What about a pickup truck version?

Personally, I wonder if the more crossover-like Lincoln “Maverick” I showed some time back makes more sense:

Would offering a more crossover-like wagon be better than a Defender-style pickup? I really don’t know.

Maybe Lincoln could offer both? This is hardly a market segment that’s shrinking.
Ain’t That Tough Enough?
Look, many Autopians with almost-twenty-year-old Lexus SUVs (me!) or fifth-owner Christmas-tree-dashboard Range Rovers would love to see a Bronco full-frame Lincoln SUV, maybe even with a V8. The unfortunate truth of the matter is that such a product might be prohibitively expensive; certainly more than a Maverick-based one. Worse than that, despite generally being more comfortable than a Wrangler, Ford might need to work hard to make the Bronco into an acceptable “luxury” product, and why? Ninety-nine percent of buyers wouldn’t give a sh*t that a Bronco-chassis Lincoln could do some “sick rock crawling”. Actually, make that ninety-nine-point nine percent of buyers. Let’s go back fifty years and take some lessons.
In the late seventies, Matra gave us a vehicle with a front-drive Simca compact drivetrain called the Rancho that offered the look without the capabilities. It sold faster than little car maker Matra could build them. Actually, that’s probably an unfair comparison since if we added a locking differential to go along with the lifted height, a Maverick-based Lincoln SUV would have the ability to silence most critics.

During the same time period as the Rancho, in America, General Motors gave us the first domestic compact “international-sized luxury” car, the Nova-based Cadillac Seville.

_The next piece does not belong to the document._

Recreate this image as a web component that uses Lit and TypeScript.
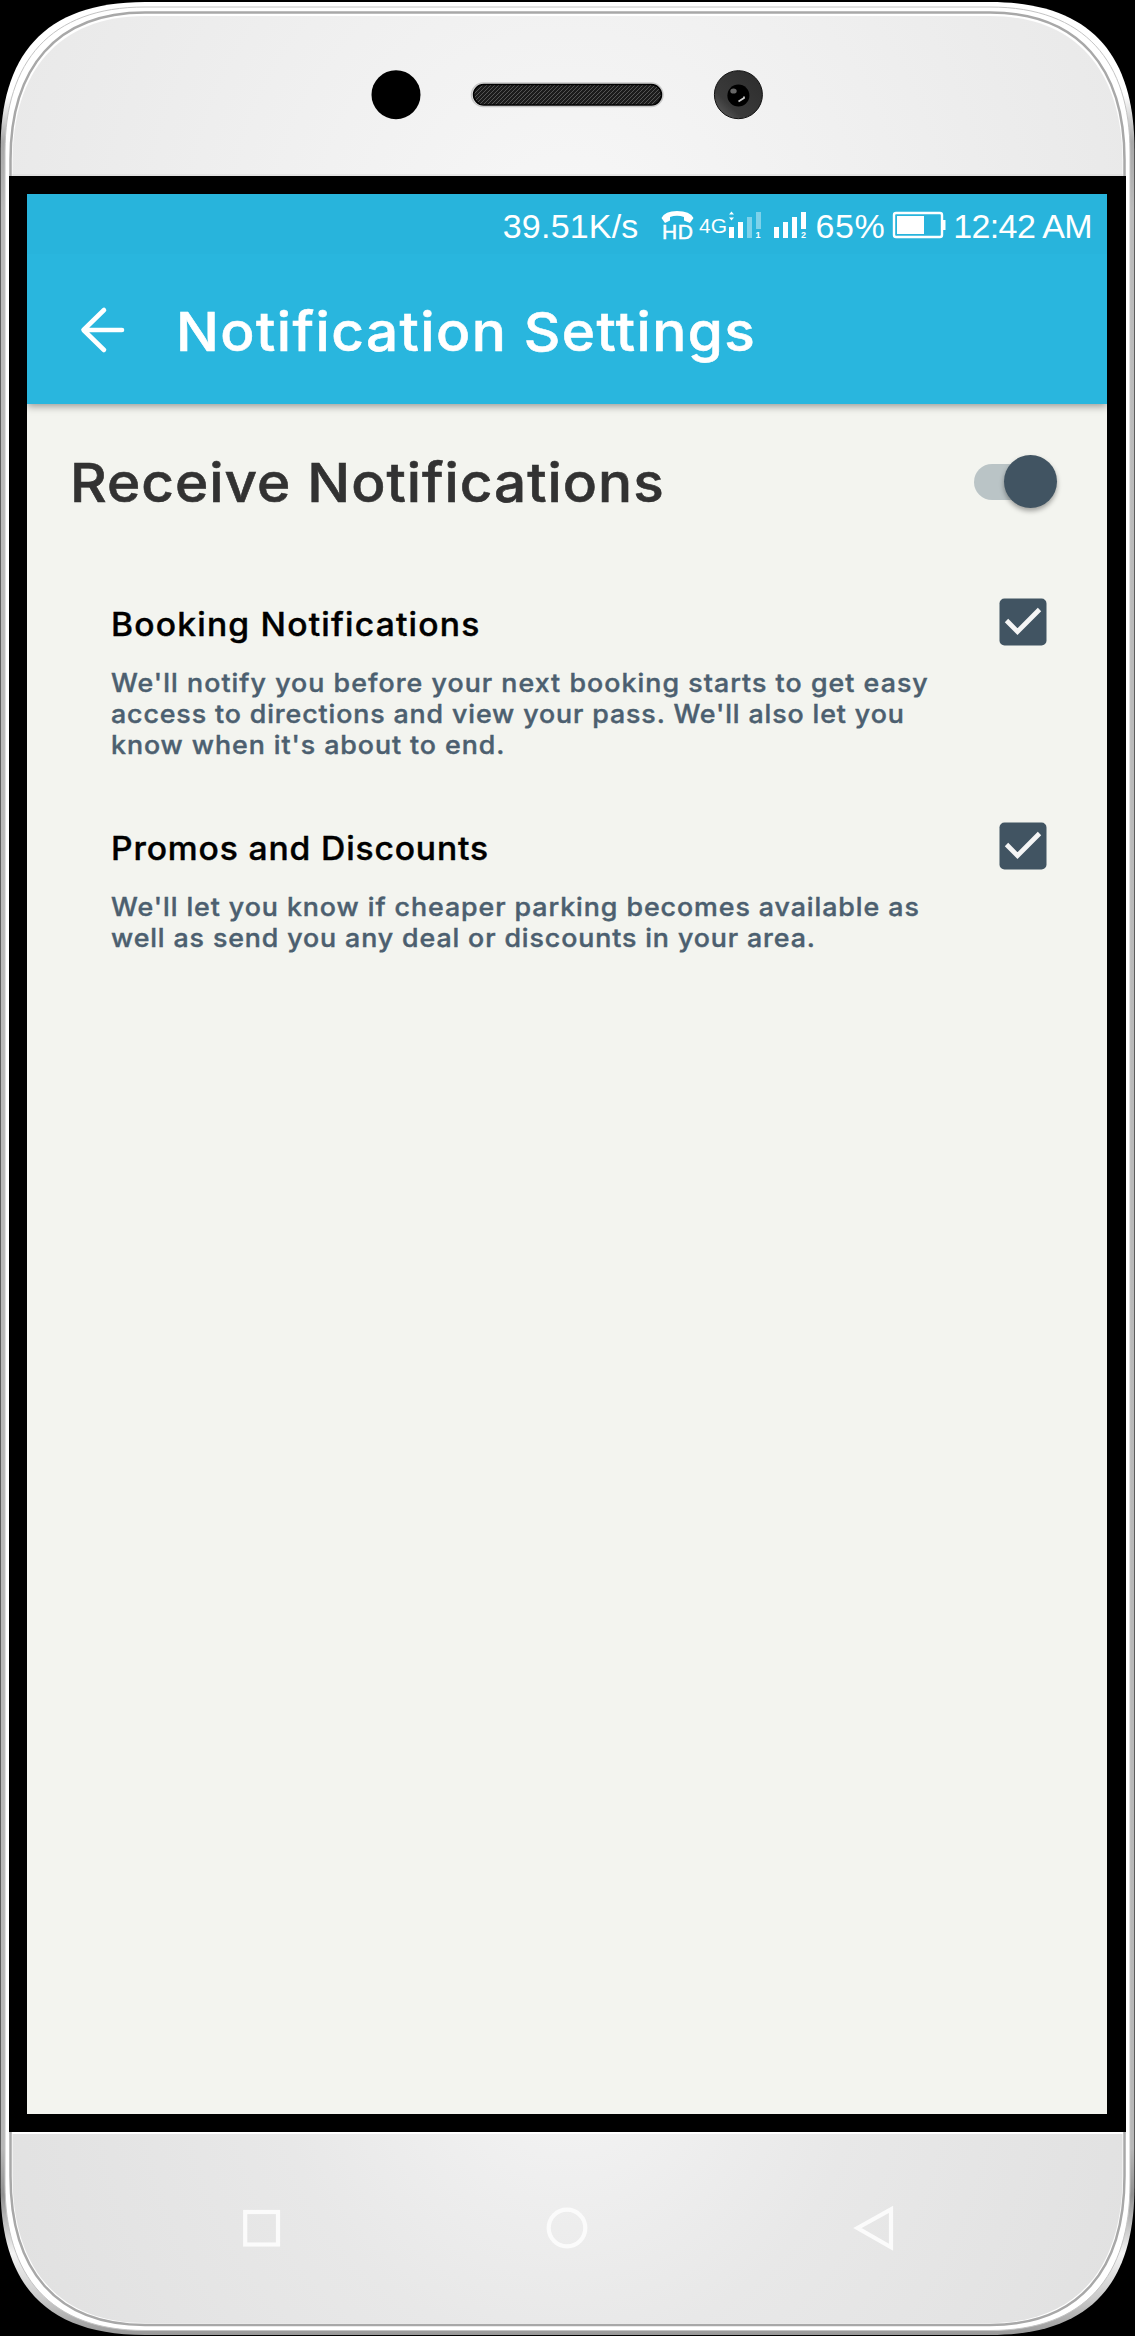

The Seville blew up the sales charts despite being the most expensive Cadillac other than the factory-stretched limo. No, you couldn’t hit the Autobahn in it, but few buyers were ever going to do that anyway.
Regardless of which underpinnings are chosen– Maverick, Bronco, or even Ranger – the undeniable fact is that nobody makes a legitimate smaller American luxury SUV today, and they’re leaving money on the table. A lot of money.